## Task instructions
Go through the listing and set it down exactly, leaving out its pictures.

## Given data
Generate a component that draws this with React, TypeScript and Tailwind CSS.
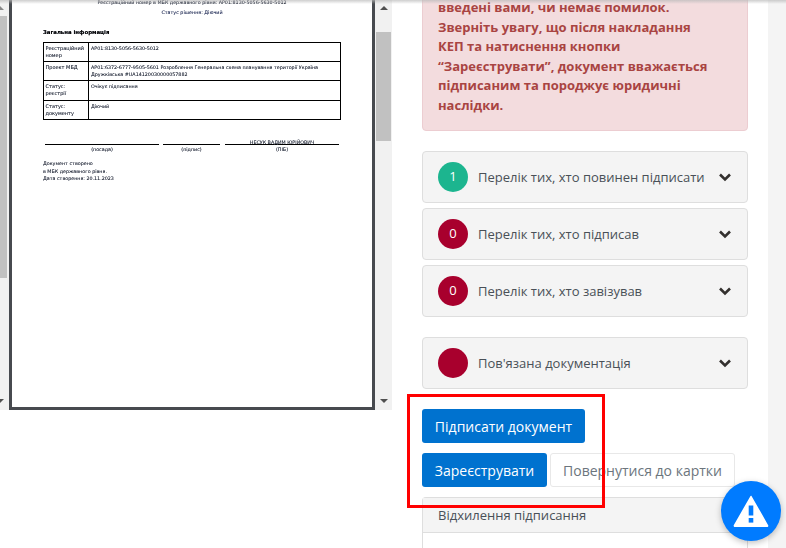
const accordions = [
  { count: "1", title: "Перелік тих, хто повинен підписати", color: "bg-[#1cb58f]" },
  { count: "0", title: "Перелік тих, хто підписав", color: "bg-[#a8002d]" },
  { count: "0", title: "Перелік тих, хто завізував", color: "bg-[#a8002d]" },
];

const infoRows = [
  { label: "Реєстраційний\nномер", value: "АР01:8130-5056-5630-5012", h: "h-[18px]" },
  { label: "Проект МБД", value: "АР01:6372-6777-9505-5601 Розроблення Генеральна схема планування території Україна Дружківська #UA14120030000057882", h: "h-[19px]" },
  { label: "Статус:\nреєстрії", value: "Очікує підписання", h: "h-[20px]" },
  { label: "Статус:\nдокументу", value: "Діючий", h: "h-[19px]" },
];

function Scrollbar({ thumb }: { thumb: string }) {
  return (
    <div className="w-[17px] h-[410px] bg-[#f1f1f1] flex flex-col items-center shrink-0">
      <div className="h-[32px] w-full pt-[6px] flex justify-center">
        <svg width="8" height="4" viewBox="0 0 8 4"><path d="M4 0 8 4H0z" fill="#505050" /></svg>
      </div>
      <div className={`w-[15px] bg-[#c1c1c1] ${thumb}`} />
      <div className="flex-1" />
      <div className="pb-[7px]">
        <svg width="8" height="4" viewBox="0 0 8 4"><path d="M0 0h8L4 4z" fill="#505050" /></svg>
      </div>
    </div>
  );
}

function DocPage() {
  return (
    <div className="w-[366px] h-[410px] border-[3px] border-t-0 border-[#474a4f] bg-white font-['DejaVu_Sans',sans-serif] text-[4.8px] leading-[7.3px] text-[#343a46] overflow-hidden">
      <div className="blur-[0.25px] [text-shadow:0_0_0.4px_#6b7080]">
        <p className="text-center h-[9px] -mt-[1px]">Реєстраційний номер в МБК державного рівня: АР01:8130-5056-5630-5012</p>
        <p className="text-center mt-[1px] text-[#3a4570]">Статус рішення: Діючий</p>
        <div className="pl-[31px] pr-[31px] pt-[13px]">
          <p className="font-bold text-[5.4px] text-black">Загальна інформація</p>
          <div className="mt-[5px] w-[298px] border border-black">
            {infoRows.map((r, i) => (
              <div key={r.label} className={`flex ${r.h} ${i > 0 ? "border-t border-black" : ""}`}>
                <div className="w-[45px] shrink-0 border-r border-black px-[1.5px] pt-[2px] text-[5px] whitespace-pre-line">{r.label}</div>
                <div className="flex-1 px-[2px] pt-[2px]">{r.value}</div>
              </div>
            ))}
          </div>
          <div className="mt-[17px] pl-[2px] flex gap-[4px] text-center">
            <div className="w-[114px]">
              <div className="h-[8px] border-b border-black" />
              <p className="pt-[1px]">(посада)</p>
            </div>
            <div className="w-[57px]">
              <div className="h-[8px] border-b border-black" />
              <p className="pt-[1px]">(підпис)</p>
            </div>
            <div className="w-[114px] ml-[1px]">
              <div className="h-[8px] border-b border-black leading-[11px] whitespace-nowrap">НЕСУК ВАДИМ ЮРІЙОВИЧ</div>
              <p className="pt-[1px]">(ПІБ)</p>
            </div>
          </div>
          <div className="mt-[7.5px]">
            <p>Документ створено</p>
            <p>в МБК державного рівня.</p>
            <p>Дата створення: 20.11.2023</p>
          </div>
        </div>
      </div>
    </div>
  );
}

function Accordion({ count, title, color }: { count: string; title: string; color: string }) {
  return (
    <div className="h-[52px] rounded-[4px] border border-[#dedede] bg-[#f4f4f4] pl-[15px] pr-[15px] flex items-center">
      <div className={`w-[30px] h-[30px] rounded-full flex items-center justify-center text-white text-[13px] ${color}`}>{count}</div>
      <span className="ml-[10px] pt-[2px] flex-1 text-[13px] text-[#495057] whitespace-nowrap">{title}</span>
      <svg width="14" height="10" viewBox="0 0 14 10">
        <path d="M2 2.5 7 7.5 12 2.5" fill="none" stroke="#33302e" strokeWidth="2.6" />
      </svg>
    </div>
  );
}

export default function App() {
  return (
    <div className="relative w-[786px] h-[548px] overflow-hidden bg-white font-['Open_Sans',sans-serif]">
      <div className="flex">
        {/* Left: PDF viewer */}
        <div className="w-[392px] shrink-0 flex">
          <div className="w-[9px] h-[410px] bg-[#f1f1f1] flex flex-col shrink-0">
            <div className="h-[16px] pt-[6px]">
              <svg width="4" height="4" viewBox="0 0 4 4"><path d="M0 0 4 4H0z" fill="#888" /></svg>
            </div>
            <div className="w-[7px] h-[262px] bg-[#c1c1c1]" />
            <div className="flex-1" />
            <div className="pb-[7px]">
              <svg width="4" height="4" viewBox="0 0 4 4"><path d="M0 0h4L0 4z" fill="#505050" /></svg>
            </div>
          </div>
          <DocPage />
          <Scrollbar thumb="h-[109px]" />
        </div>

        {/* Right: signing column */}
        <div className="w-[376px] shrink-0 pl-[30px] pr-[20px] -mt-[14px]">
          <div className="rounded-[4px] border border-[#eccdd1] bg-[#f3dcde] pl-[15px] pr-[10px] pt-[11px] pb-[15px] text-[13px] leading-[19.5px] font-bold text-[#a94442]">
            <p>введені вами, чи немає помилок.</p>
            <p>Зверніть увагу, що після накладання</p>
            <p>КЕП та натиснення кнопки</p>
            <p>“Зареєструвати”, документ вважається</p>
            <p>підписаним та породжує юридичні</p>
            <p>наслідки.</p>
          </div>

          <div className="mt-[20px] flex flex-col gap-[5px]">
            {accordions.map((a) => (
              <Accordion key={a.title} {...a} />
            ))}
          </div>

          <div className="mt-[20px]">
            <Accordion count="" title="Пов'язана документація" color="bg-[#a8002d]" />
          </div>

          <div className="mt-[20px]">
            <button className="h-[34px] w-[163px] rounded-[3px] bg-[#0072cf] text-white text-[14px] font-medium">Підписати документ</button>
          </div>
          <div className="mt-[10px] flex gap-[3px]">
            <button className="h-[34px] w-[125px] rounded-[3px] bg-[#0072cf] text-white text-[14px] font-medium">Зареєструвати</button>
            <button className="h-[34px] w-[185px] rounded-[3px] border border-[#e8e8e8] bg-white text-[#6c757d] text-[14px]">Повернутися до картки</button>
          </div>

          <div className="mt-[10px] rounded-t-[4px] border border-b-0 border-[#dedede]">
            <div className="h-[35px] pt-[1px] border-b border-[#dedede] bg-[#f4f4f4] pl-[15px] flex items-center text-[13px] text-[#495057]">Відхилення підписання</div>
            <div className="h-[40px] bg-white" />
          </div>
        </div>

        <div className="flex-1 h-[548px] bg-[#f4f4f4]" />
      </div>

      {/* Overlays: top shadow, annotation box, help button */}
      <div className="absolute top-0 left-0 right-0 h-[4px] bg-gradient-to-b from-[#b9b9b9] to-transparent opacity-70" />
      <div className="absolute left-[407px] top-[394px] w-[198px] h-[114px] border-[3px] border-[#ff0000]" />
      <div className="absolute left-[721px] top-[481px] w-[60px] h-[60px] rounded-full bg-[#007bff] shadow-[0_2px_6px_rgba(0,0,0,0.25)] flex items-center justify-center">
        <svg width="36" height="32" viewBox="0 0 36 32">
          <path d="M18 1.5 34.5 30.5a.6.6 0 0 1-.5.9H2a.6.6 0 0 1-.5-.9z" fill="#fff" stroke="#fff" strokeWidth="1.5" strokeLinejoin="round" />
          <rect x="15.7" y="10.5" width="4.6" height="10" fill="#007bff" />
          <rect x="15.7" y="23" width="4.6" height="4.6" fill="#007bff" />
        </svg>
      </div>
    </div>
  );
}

## The reply
Generate a component that draws this with React, TypeScript and Tailwind CSS.
const accordions = [
  { count: "1", title: "Перелік тих, хто повинен підписати", color: "bg-[#1cb58f]" },
  { count: "0", title: "Перелік тих, хто підписав", color: "bg-[#a8002d]" },
  { count: "0", title: "Перелік тих, хто завізував", color: "bg-[#a8002d]" },
];

const infoRows = [
  { label: "Реєстраційний\nномер", value: "АР01:8130-5056-5630-5012", h: "h-[18px]" },
  { label: "Проект МБД", value: "АР01:6372-6777-9505-5601 Розроблення Генеральна схема планування території Україна Дружківська #UA14120030000057882", h: "h-[19px]" },
  { label: "Статус:\nреєстрії", value: "Очікує підписання", h: "h-[20px]" },
  { label: "Статус:\nдокументу", value: "Діючий", h: "h-[19px]" },
];

function Scrollbar({ thumb }: { thumb: string }) {
  return (
    <div className="w-[17px] h-[410px] bg-[#f1f1f1] flex flex-col items-center shrink-0">
      <div className="h-[32px] w-full pt-[6px] flex justify-center">
        <svg width="8" height="4" viewBox="0 0 8 4"><path d="M4 0 8 4H0z" fill="#505050" /></svg>
      </div>
      <div className={`w-[15px] bg-[#c1c1c1] ${thumb}`} />
      <div className="flex-1" />
      <div className="pb-[7px]">
        <svg width="8" height="4" viewBox="0 0 8 4"><path d="M0 0h8L4 4z" fill="#505050" /></svg>
      </div>
    </div>
  );
}

function DocPage() {
  return (
    <div className="w-[366px] h-[410px] border-[3px] border-t-0 border-[#474a4f] bg-white font-['DejaVu_Sans',sans-serif] text-[4.8px] leading-[7.3px] text-[#343a46] overflow-hidden">
      <div className="blur-[0.25px] [text-shadow:0_0_0.4px_#6b7080]">
        <p className="text-center h-[9px] -mt-[1px]">Реєстраційний номер в МБК державного рівня: АР01:8130-5056-5630-5012</p>
        <p className="text-center mt-[1px] text-[#3a4570]">Статус рішення: Діючий</p>
        <div className="pl-[31px] pr-[31px] pt-[13px]">
          <p className="font-bold text-[5.4px] text-black">Загальна інформація</p>
          <div className="mt-[5px] w-[298px] border border-black">
            {infoRows.map((r, i) => (
              <div key={r.label} className={`flex ${r.h} ${i > 0 ? "border-t border-black" : ""}`}>
                <div className="w-[45px] shrink-0 border-r border-black px-[1.5px] pt-[2px] text-[5px] whitespace-pre-line">{r.label}</div>
                <div className="flex-1 px-[2px] pt-[2px]">{r.value}</div>
              </div>
            ))}
          </div>
          <div className="mt-[17px] pl-[2px] flex gap-[4px] text-center">
            <div className="w-[114px]">
              <div className="h-[8px] border-b border-black" />
              <p className="pt-[1px]">(посада)</p>
            </div>
            <div className="w-[57px]">
              <div className="h-[8px] border-b border-black" />
              <p className="pt-[1px]">(підпис)</p>
            </div>
            <div className="w-[114px] ml-[1px]">
              <div className="h-[8px] border-b border-black leading-[11px] whitespace-nowrap">НЕСУК ВАДИМ ЮРІЙОВИЧ</div>
              <p className="pt-[1px]">(ПІБ)</p>
            </div>
          </div>
          <div className="mt-[7.5px]">
            <p>Документ створено</p>
            <p>в МБК державного рівня.</p>
            <p>Дата створення: 20.11.2023</p>
          </div>
        </div>
      </div>
    </div>
  );
}

function Accordion({ count, title, color }: { count: string; title: string; color: string }) {
  return (
    <div className="h-[52px] rounded-[4px] border border-[#dedede] bg-[#f4f4f4] pl-[15px] pr-[15px] flex items-center">
      <div className={`w-[30px] h-[30px] rounded-full flex items-center justify-center text-white text-[13px] ${color}`}>{count}</div>
      <span className="ml-[10px] pt-[2px] flex-1 text-[13px] text-[#495057] whitespace-nowrap">{title}</span>
      <svg width="14" height="10" viewBox="0 0 14 10">
        <path d="M2 2.5 7 7.5 12 2.5" fill="none" stroke="#33302e" strokeWidth="2.6" />
      </svg>
    </div>
  );
}

export default function App() {
  return (
    <div className="relative w-[786px] h-[548px] overflow-hidden bg-white font-['Open_Sans',sans-serif]">
      <div className="flex">
        {/* Left: PDF viewer */}
        <div className="w-[392px] shrink-0 flex">
          <div className="w-[9px] h-[410px] bg-[#f1f1f1] flex flex-col shrink-0">
            <div className="h-[16px] pt-[6px]">
              <svg width="4" height="4" viewBox="0 0 4 4"><path d="M0 0 4 4H0z" fill="#888" /></svg>
            </div>
            <div className="w-[7px] h-[262px] bg-[#c1c1c1]" />
            <div className="flex-1" />
            <div className="pb-[7px]">
              <svg width="4" height="4" viewBox="0 0 4 4"><path d="M0 0h4L0 4z" fill="#505050" /></svg>
            </div>
          </div>
          <DocPage />
          <Scrollbar thumb="h-[109px]" />
        </div>

        {/* Right: signing column */}
        <div className="w-[376px] shrink-0 pl-[30px] pr-[20px] -mt-[14px]">
          <div className="rounded-[4px] border border-[#eccdd1] bg-[#f3dcde] pl-[15px] pr-[10px] pt-[11px] pb-[15px] text-[13px] leading-[19.5px] font-bold text-[#a94442]">
            <p>введені вами, чи немає помилок.</p>
            <p>Зверніть увагу, що після накладання</p>
            <p>КЕП та натиснення кнопки</p>
            <p>“Зареєструвати”, документ вважається</p>
            <p>підписаним та породжує юридичні</p>
            <p>наслідки.</p>
          </div>

          <div className="mt-[20px] flex flex-col gap-[5px]">
            {accordions.map((a) => (
              <Accordion key={a.title} {...a} />
            ))}
          </div>

          <div className="mt-[20px]">
            <Accordion count="" title="Пов'язана документація" color="bg-[#a8002d]" />
          </div>

          <div className="mt-[20px]">
            <button className="h-[34px] w-[163px] rounded-[3px] bg-[#0072cf] text-white text-[14px] font-medium">Підписати документ</button>
          </div>
          <div className="mt-[10px] flex gap-[3px]">
            <button className="h-[34px] w-[125px] rounded-[3px] bg-[#0072cf] text-white text-[14px] font-medium">Зареєструвати</button>
            <button className="h-[34px] w-[185px] rounded-[3px] border border-[#e8e8e8] bg-white text-[#6c757d] text-[14px]">Повернутися до картки</button>
          </div>

          <div className="mt-[10px] rounded-t-[4px] border border-b-0 border-[#dedede]">
            <div className="h-[35px] pt-[1px] border-b border-[#dedede] bg-[#f4f4f4] pl-[15px] flex items-center text-[13px] text-[#495057]">Відхилення підписання</div>
            <div className="h-[40px] bg-white" />
          </div>
        </div>

        <div className="flex-1 h-[548px] bg-[#f4f4f4]" />
      </div>

      {/* Overlays: top shadow, annotation box, help button */}
      <div className="absolute top-0 left-0 right-0 h-[4px] bg-gradient-to-b from-[#b9b9b9] to-transparent opacity-70" />
      <div className="absolute left-[407px] top-[394px] w-[198px] h-[114px] border-[3px] border-[#ff0000]" />
      <div className="absolute left-[721px] top-[481px] w-[60px] h-[60px] rounded-full bg-[#007bff] shadow-[0_2px_6px_rgba(0,0,0,0.25)] flex items-center justify-center">
        <svg width="36" height="32" viewBox="0 0 36 32">
          <path d="M18 1.5 34.5 30.5a.6.6 0 0 1-.5.9H2a.6.6 0 0 1-.5-.9z" fill="#fff" stroke="#fff" strokeWidth="1.5" strokeLinejoin="round" />
          <rect x="15.7" y="10.5" width="4.6" height="10" fill="#007bff" />
          <rect x="15.7" y="23" width="4.6" height="4.6" fill="#007bff" />
        </svg>
      </div>
    </div>
  );
}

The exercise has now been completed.